Aranza Vázquez

Personal information
- Full name: Aranza Vázquez Montaño
- Born: 21 August 2002 (age 23) La Paz, Mexico
- Height: 1.68 m (5 ft 6 in)

Sport
- Country: Mexico
- Sport: Diving
- Events: 1 m, 3 m, 3 m synchro, 10m platform
- College team: North Carolina
- Coached by: Yaidel Gamboa

Medal record
World Championships
| Silver medal – second place | 2023 Fukuoka | Team |
| Silver medal – second place | 2024 Doha | Team event |
| Bronze medal – third place | 2023 Fukuoka | 1 m springboard |

= Aranza Vázquez =

Mexican diver (born 2002)

Aranza Vázquez Montaño (born 21 August 2002) is a Mexican diver. She represented Mexico at the 2020 Summer Olympics in the individual 3-metre springboard.

==College career==
Vázquez attends the University of North Carolina, majoring in Exercise Science. She is the two-time ACC champion in the 10-metre platform and 3-metre springboard and was named the 2021 ACC Women's Diver of the Year. In the 2021 NCAA Championships, she placed second in the 1-metre and 3-metre springboard and sixth on the 10-metre platform. In the 2022 NCAA Championships, she placed third on the 1-metre platform.

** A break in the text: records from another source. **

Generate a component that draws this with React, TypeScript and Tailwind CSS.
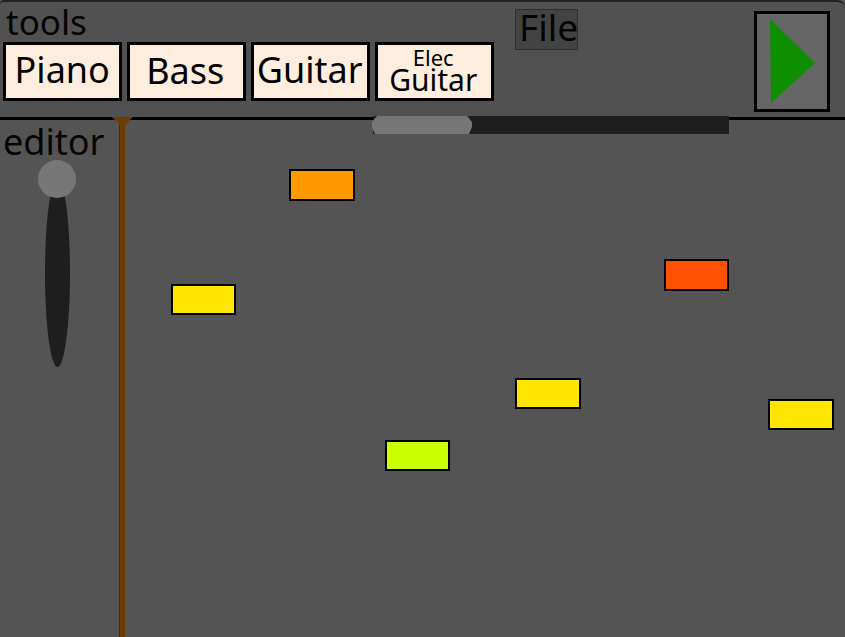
const notes = [
  { x: 289, y: 169, w: 66, h: 32, c: "bg-[#ff9900]" },
  { x: 171, y: 284, w: 65, h: 31, c: "bg-[#ffe600]" },
  { x: 664, y: 259, w: 65, h: 32, c: "bg-[#ff5100]" },
  { x: 515, y: 378, w: 66, h: 31, c: "bg-[#ffe600]" },
  { x: 768, y: 399, w: 66, h: 31, c: "bg-[#ffe600]" },
  { x: 385, y: 440, w: 65, h: 31, c: "bg-[#ccff00]" },
];

function Tool({ children }: { children: React.ReactNode }) {
  return (
    <div className="w-[118.5px] h-[59px] border-[3px] border-black bg-[#ffeede] flex flex-col items-center justify-center text-black whitespace-nowrap">
      {children}
    </div>
  );
}

export default function App() {
  return (
    <div
      className="w-[845px] h-[637px] overflow-hidden relative bg-[#545454] text-black flex flex-col"
      style={{ fontFamily: '"Noto Sans", sans-serif' }}
    >
      <header className="h-[120px] shrink-0 border-b-[3px] border-b-black border-t-[2px] border-t-[#222222] rounded-tr-lg rounded-tl-sm flex bg-[#515151]">
        <div className="w-[515px] shrink-0 pl-[3px]">
          <div className="pl-[3px] text-[35px] leading-[40px] text-[#050505]">tools</div>
          <div className="flex gap-[5.5px]">
            <Tool><span className="text-[36px] leading-[40px] -mt-[4px]">Piano</span></Tool>
            <Tool><span className="text-[36px] leading-[40px] -mt-[2px] -ml-[2px]">Bass</span></Tool>
            <Tool><span className="text-[36px] leading-[40px] -mt-[4px] -ml-[1px]">Guitar</span></Tool>
            <Tool>
              <span className="text-[22px] leading-[20px] -mt-[4px] -ml-[2px]">Elec</span>
              <span className="text-[30px] leading-[26px] -ml-[2px]">Guitar</span>
            </Tool>
          </div>
        </div>
        <div className="w-[63px] h-[41px] mt-[7px] border border-[#2e2e2e] bg-[#434343] text-[37px] leading-[34px] text-[#050505] whitespace-nowrap shrink-0 pl-[3px]">
          File
        </div>
        <div className="ml-[176px] mt-[9px] w-[76px] h-[101px] border-[3px] border-black bg-[#666666] shrink-0">
          <svg width="70" height="95" viewBox="0 0 70 95" className="block">
            <polygon points="13,5 58,49 14,89" fill="#0d8f00" />
          </svg>
        </div>
      </header>
      <main className="relative flex-1">
        <div className="absolute left-[3px] top-[2px] text-[36px] leading-[40px] text-[#050505]">editor</div>
        <div className="absolute left-[45px] top-[59px] w-[25px] h-[188px] bg-[#1e1e1e] rounded-[50%]" />
        <div className="absolute left-[38px] top-[40px] w-[38px] h-[38px] bg-[#767676] rounded-full" />
        <div className="absolute left-[119px] top-[-3px] w-[6px] h-[520px] bg-[#6e3c00] border-l border-l-[#3d2a14]" />
        <svg className="absolute left-[112px] top-[-3px]" width="21" height="10" viewBox="0 0 21 10">
          <polygon points="0,0 21,0 12,9 9,9" fill="#6e3c00" />
        </svg>
        <div className="absolute left-[373px] top-[-4px] w-[356px] h-[18px] bg-[#1e1e1e]" />
        <svg className="absolute left-[372px] top-[-4px]" width="100" height="18" viewBox="0 0 100 18">
          <polygon points="5,0 95,0 100,6 100,11 97,18 3,18 0,11 0,6" fill="#767676" />
        </svg>
        {notes.map((n) => (
          <div
            key={n.x}
            className={`absolute border-2 border-black ${n.c}`}
            style={{ left: n.x, top: n.y - 120, width: n.w, height: n.h }}
          />
        ))}
      </main>
    </div>
  );
}
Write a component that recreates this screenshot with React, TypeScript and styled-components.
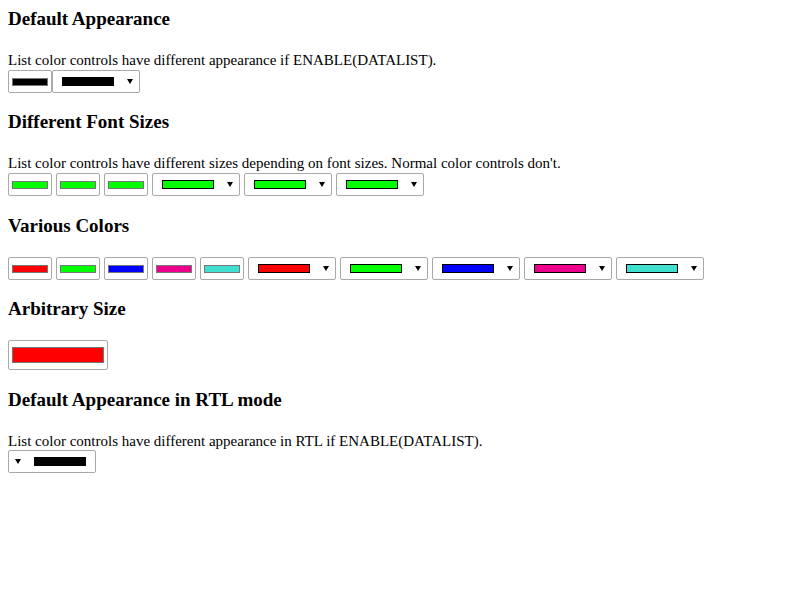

In the 2023 NCAA Championships, Vázquez won both the 1-metre and the 3-metre events, becoming the first North Carolina diver to win a national title.

==International career==
Vázquez began her international career with the 2017 FINA Diving Grand Prix, before participating in the 1-metre springboard event at the 2019 World Aquatics Championships in Gwangju, South Korea. She placed fourth at the 2021 FINA Diving World Cup, qualifying for her first Olympic Games. At the 2020 Summer Olympics, she placed sixth in the 3 metre springboard event.

==Personal life==
Vázquez has a younger brother, Rodolfo, who also dives for the North Carolina Tar Heels.